Présentation de votre compagnon de route : Georges Perec
Georges Perec, né le 7 mars 1936 à Paris, Français, Juif d’origine polonaise, ses parents meurent tous deux lors de la seconde guerre mondiale – son père engagé volontaire contre l’Allemagne est blessé mortellement, sa mère perd la vie déportée à Auschwitz.
Il est auteur, verbicruciste (il conçoit des mots-croisés), membre de l’OuLiPo (Ouvroir de Littérature Potentielle), qui selon Raymond Queneau, dans l’Abrégé de Littérature Potentielle, regroupe littéraires et mathématiciens de par le monde qui se désignent comme des « rats qui construisent eux-mêmes le labyrinthe dont ils se proposent de sortir ». En 1969, Georges Perec fait notamment disparaître la lettre « e » dans l’entièreté d’un roman de 300 pages et la fait réapparaître – et elle uniquement, en 1972, avec « Les Revenentes. » Voyez qu’il y a moyen de s’amuser avec lui !
Vous trouverez une rue dédiée à son nom dans le 20 arrondissement de Paris, elle est entièrement piétonnière et un escalier la coupe en son milieu…. C’est dit : si vous cherchiez un endroit oulipien où le lire tranquillement.

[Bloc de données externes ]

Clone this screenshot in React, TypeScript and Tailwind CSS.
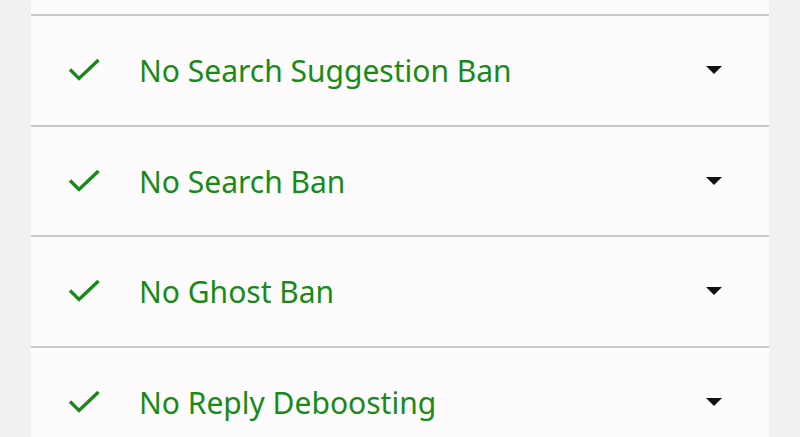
const items = [
  "No Search Suggestion Ban",
  "No Search Ban",
  "No Ghost Ban",
  "No Reply Deboosting",
];

function CheckIcon() {
  return (
    <svg width="34" height="26" viewBox="0 0 34 26" className="mt-[2px] shrink-0">
      <path
        d="M2 11.5 L11 20.5 L30.5 2"
        fill="none"
        stroke="#178a17"
        strokeWidth="3.4"
      />
    </svg>
  );
}

function Caret() {
  return (
    <svg width="18" height="10" viewBox="0 0 18 10">
      <path d="M1 1 L17 1 L9 9 Z" fill="#111" />
    </svg>
  );
}

export default function App() {
  return (
    <div className="flex h-[437px] w-[800px] overflow-hidden bg-[#f0f1f3] px-[31px] font-['Noto_Sans',sans-serif]">
      <div className="flex w-full flex-col bg-[#fdfbfc]">
        <div className="h-[14px] shrink-0" />
        {items.map((label) => (
          <div
            key={label}
            className="flex h-[110.5px] shrink-0 items-center border-t-2 border-[#cacaca] pl-[37px] pr-[46px]"
          >
            <CheckIcon />
            <span className="ml-[37px] flex-1 pt-[2px] text-[30px] leading-none text-[#178a17]">
              {label}
            </span>
            <Caret />
          </div>
        ))}
      </div>
    </div>
  );
}
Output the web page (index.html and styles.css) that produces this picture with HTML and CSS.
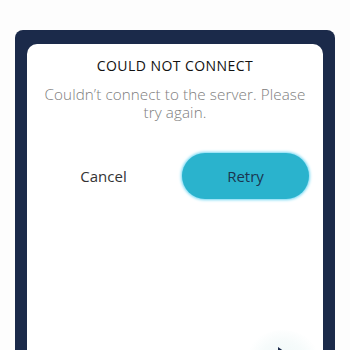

Minimalistes : regardez d’où nous venons avec « Les choses »
Je vous parle du livre « Les choses » (prix Renaudot en 1965), qui n’est pas roman, c’est son auteur qui le dit ! Curieux à lire, il nous fait réfléchir en nous faisant revivre la société de consommation des années 60 et le rêve tout conditionnel qu’il est de posséder des « choses » pour être heureux.
Au sortir de la guerre, les trente glorieuses en plein, ce récit nous montre aujourd’hui d’où nous venons, et comment nos parents (pour les 40-50tenaires d’aujourd’hui) – ces jeunes des années 60, ont formé le terrain de nos consommations actuelles. N’aurions-nous pas nous-même agit de façon identique dans leur contexte ? Et n’agissons-nous pas aujourd’hui avec des désirs communs selon le nôtre ?
Le soulagement d’après-guerre, la consommation montante, et le rêve de tout un chacun de posséder enfin autant qu’il le souhaite, autant que celui qui se trouve « au-dessus de lui ». Tout cela, nous y répondons aujourd’hui dans un contexte où tout va de plus en plus vite : la consommation de biens, d’information, de savoirs, de relations sociales et réseaux ; la concurrence à l’échelle mondiale. Nous en sommes arrivés à ce stade où nous demandons un peu de répit, un peu de tri et d’ordre. La surconsommation ne nous nourrit plus, elle nous écrase. Alors on parle de simplicité volontaire, de minimalisme, de zen, de vide, de less is more, de slow, la frugalité, de vie humble, de dépouillement, de retour aux sources, de consommation responsable, d’alimentation durable, etc.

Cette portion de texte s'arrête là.